| Required work |
Your reply should be a single number: how many lines contain the string "React".

| Dataset excerpt |
★ ★ ★
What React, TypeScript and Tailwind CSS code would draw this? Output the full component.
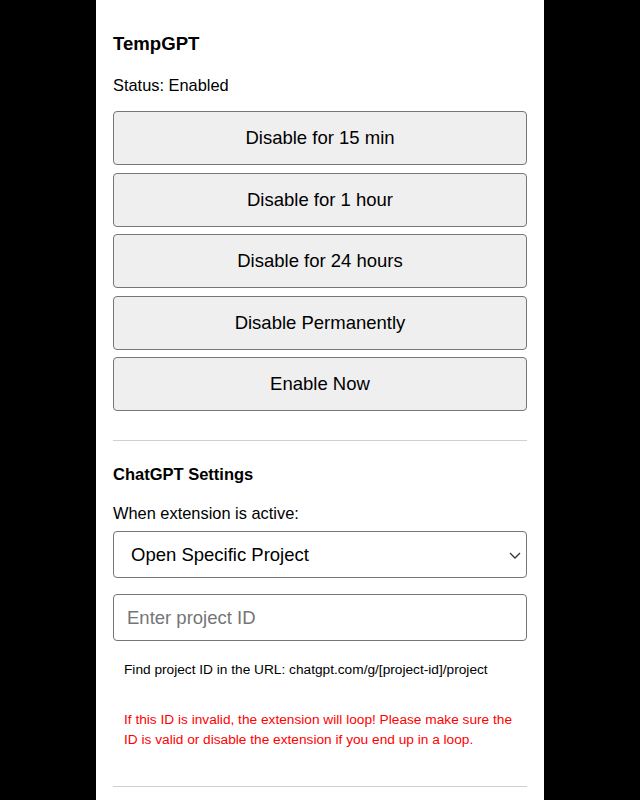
import React from 'react'

const durations = [
  'Disable for 15 min',
  'Disable for 1 hour',
  'Disable for 24 hours',
  'Disable Permanently',
  'Enable Now',
]

const App = () => {
  return (
    <div
      className="min-h-screen bg-black"
      style={{ fontFamily: '"Liberation Sans", Arial, sans-serif' }}
    >
      <div className="mx-auto min-h-screen w-[448px] bg-white px-[17px] pt-[33px] text-black">
        <h1 className="text-[18.6px] font-bold leading-[22px]">TempGPT</h1>
        <p className="mt-[20px] text-[16.4px] leading-[20px]">Status: Enabled</p>

        <div className="mt-[16px] flex flex-col gap-[7.5px]">
          {durations.map((label) => (
            <button
              key={label}
              className="h-[54px] w-full rounded-[4px] border border-[#767676] bg-[#efefef] text-[18.5px] text-black"
            >
              {label}
            </button>
          ))}
        </div>

        <hr className="mt-[29px] border-t border-[#d0d0d0]" />

        <h2 className="mt-[23px] text-[16.5px] font-bold leading-[20px]">
          ChatGPT Settings
        </h2>
        <p className="mt-[19px] text-[16.4px] leading-[20px]">
          When extension is active:
        </p>

        <div className="relative mt-[8px]">
          <select
            defaultValue="project"
            className="h-[47px] w-full appearance-none rounded-[4px] border border-[#767676] bg-white pl-[17px] text-[18.5px] text-black outline-none"
          >
            <option value="new">Open New Chat</option>
            <option value="project">Open Specific Project</option>
          </select>
          <svg
            className="pointer-events-none absolute right-[6px] top-[21px]"
            width="12"
            height="7"
            viewBox="0 0 12 7"
            fill="none"
          >
            <path d="M1 1l5 5 5-5" stroke="#333" strokeWidth="1.3" />
          </svg>
        </div>

        <input
          type="text"
          placeholder="Enter project ID"
          className="mt-[16px] h-[47px] w-full rounded-[4px] border border-[#767676] bg-white pl-[13px] text-[18.5px] text-black outline-none placeholder:text-[#757575]"
        />

        <div className="px-[11px]">
          <p className="mt-[20px] text-[13.7px] leading-[18px]">
            Find project ID in the URL: chatgpt.com/g/[project-id]/project
          </p>
          <p className="mt-[31px] text-[13.7px] leading-[20px] text-[#ff0000]">
            If this ID is invalid, the extension will loop! Please make sure the
            ID is valid or disable the extension if you end up in a loop.
          </p>
        </div>

        <hr className="mt-[36px] border-t border-[#d0d0d0]" />
      </div>
    </div>
  )
}

export default App
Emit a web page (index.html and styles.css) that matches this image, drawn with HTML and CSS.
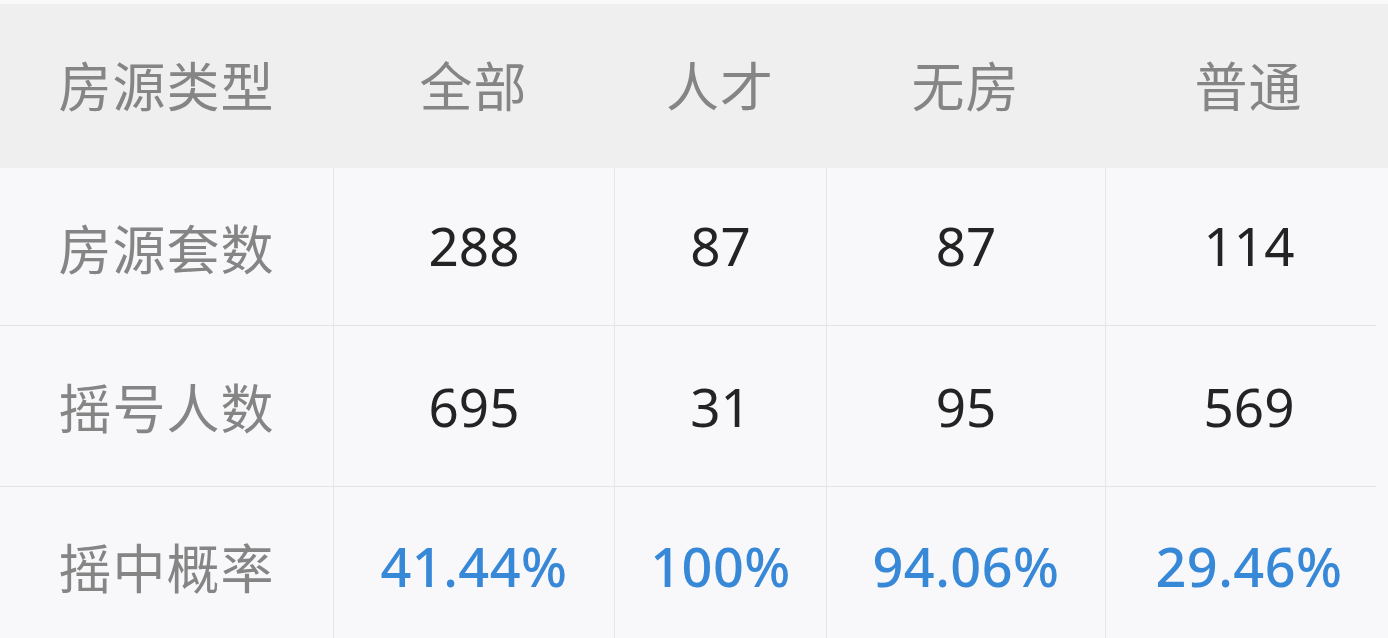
★ ★ ★
| Response to the exercise |
2